Russia could be developing plans to sever key internet communications during future wars, according to a report in the New York Times.
The article reports that various military sources are concerned about a spike in Russian naval activity near the locations of undersea cables.
Such cables are vital to the internet's daily running and constantly ferry huge amounts of data between continents.
There are many thousands of miles of them, snaking under the world's oceans.
But could Russian submarines really be investigating ways of cutting these crucial cords?
Russia watchers have long been aware of the threat, says Keir Giles, associate fellow of the Russia and Eurasia Programme at think tank Chatham House.
However, he added that cutting the US off from the web would probably be impossible because of the number of connections going in and out of the country.
"I very much doubt that anyone would think of cutting off the US," he comments. "It is only going to work in locations where the internet geography is going to create a vulnerability in communications."
But, Mr Giles adds that there are parts of the world where such action might be considered viable.
Ukrainian telecoms providers reported disruptions to a key internet exchange point and cable connections during Russian military activity in the Crimean peninsula in 2014.
The incident is mentioned in a Chatham House report on Russian information war tactics which is being published later this year.
"They can interfere with internet infrastructure in order to gain [complete] control of [the information available in] specific regions," says Mr Giles, who adds that while much information about current naval activity in this vein is highly classified, the tactic does seem plausible.
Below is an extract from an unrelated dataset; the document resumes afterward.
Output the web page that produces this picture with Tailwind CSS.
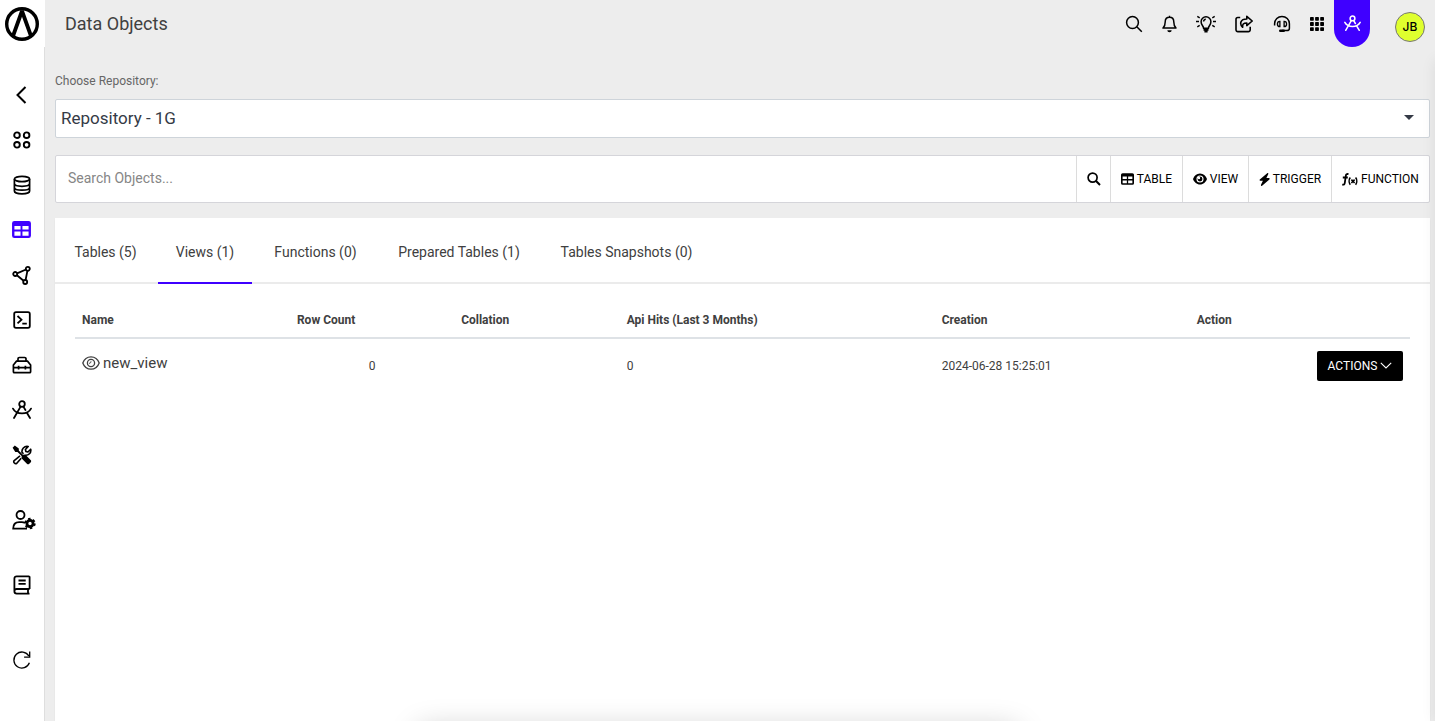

"It does make sense given the intense programme of submarine building, including some very specialised vessels," he says. "It wouldn't be surprising that they would want to do this."
Some states are known to have developed capabilities to tap cables in undersea locations, and the US is reported to have done this in the 1970s.
What's more, documents leaked by NSA whistleblower Edward Snowden allege that intelligence agencies like GCHQ and the NSA can intercept data communications at listening sites such as Bude in Cornwall, where a major transatlantic cable comes ashore in the UK.
Severing cables entirely, however, would be a somewhat different tactic.
The internet was designed to be a "resilient" network - one which does not rely on the operation of all connection points to remain functional.
This means that while shutting down certain links or connections might be disruptive to some, there are often ways in which traffic can be routed through other cables and still reach the intended destination.
That said, there are plenty of points at which the internet would be more vulnerable to an act of cable severing than others.
Fibre optic cables traversing entire oceans, for example, carry disproportionately large swathes of the world's internet traffic. Some of the heightened Russian naval activity is said to have been detected in these deep sea locations.
Accidents in which fishing equipment, anchors or even earthquakes cause disruptions to cabling are relatively frequent occurrences.
Most are quickly repaired without internet users ever being aware of a problem.
In 2008, a series of cable disruptions were detected in the Middle East which were subsequently attributed to clumsily dropped anchors in the Mediterranean and seas off the United Arab Emirates and Oman.
A few years later however, in 2013, Egypt arrested three divers who were found cutting through a major internet cable servicing parts of Europe, Africa, the Middle East and Asia.
Some kind of cable-cutting equipment, perhaps attached to a submarine, could in theory work, according to Jeremy Hartley, owner of subsea cabling consultancy ETA.
He adds, though, that nearer to shore, cables are often buried and protected by extra layers of casing.
"The protection they have is they're generally buried to about a metre and that's intended to protect them against anchors and fishing which would of course make it not straightforward to damage by a submarine but not impossible either," he says.
Burying the cables further off shore at deeper depths to protect them from cutting attacks would be possible, he adds, but it would also be expensive.
Mr Hartley did comment that the threat of terrorist or military action against such infrastructure was "certainly considered" by network providers, but that most protections would likely be done via routing traffic through other means.
"At the moment my perception has always been that military or terrorist action is a lower level threat - it's more likely cables would be damaged by anchoring," he comments. "So, that's how the protections are designed."
The physical presence of military personnel or assets at places where cables are vulnerable might be considered as a suitable protection during times of conflict, suggests Mr Giles.
But whatever measures are developed, it's clear that the internet is worth safeguarding.
"Internet infrastructure needs the same kind of protection at times of crises as other strategically important infrastructure," Mr Giles added.